Quand les « paras » français intervenaient à Kolwezi

Ce 19 mai 1978, la Légion française, appuyée par des troupes belges, sautait sur cette ville du Zaïre (actuelle RDC), où 2 000 Européens étaient menacés par des séparatistes katangais. Voici le récit qu’en faisait alors Jean-Louis Buchet dans JA.

Militaires du régiment des parachutistes français, à Kolwezi, au Zaïre (actuelle RDC), le 20 mai 1978. © Michel Artault/GAMMA-RAPHO

Militaires du régiment des parachutistes français, à Kolwezi, au Zaïre (actuelle RDC), le 20 mai 1978. © Michel Artault/GAMMA-RAPHO

Publié le 19 mai 2024 Lecture : 4 minutes.

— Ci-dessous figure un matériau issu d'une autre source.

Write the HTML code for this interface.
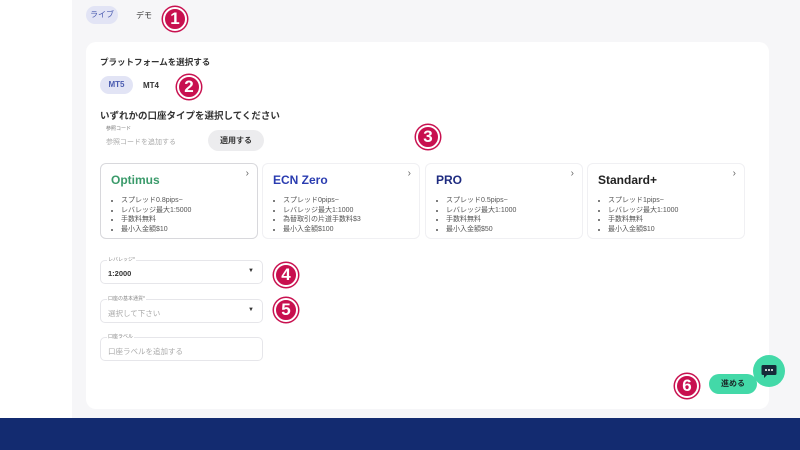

19[Nous republions ce texte paru dans Jeune Afrique n°908 du 31 mai 1978.]

Le mercredi 17 mai [1978], 44 personnes que l’armée zaïroise avait regroupées dans une villa, près du château d’eau, sont tuées quand les « Katangais » donnent l’assaut. Parmi les Européens, c’est la panique. Les occupants aussi ont peur : les informations qu’ils reçoivent ne laissent plus de doute quant à l’imminence d’une intervention étrangère. Le lendemain, le président Mobutu lui-même, en tenue de para commando, souriant et détendu, donne une conférence de presse à l’aéroport de Kolwezi, reconquis par ses hommes. N’est-ce pas le signe qu’un renversement de la situation est proche et qu’il a reçu des assurances de Paris ou d’ailleurs ?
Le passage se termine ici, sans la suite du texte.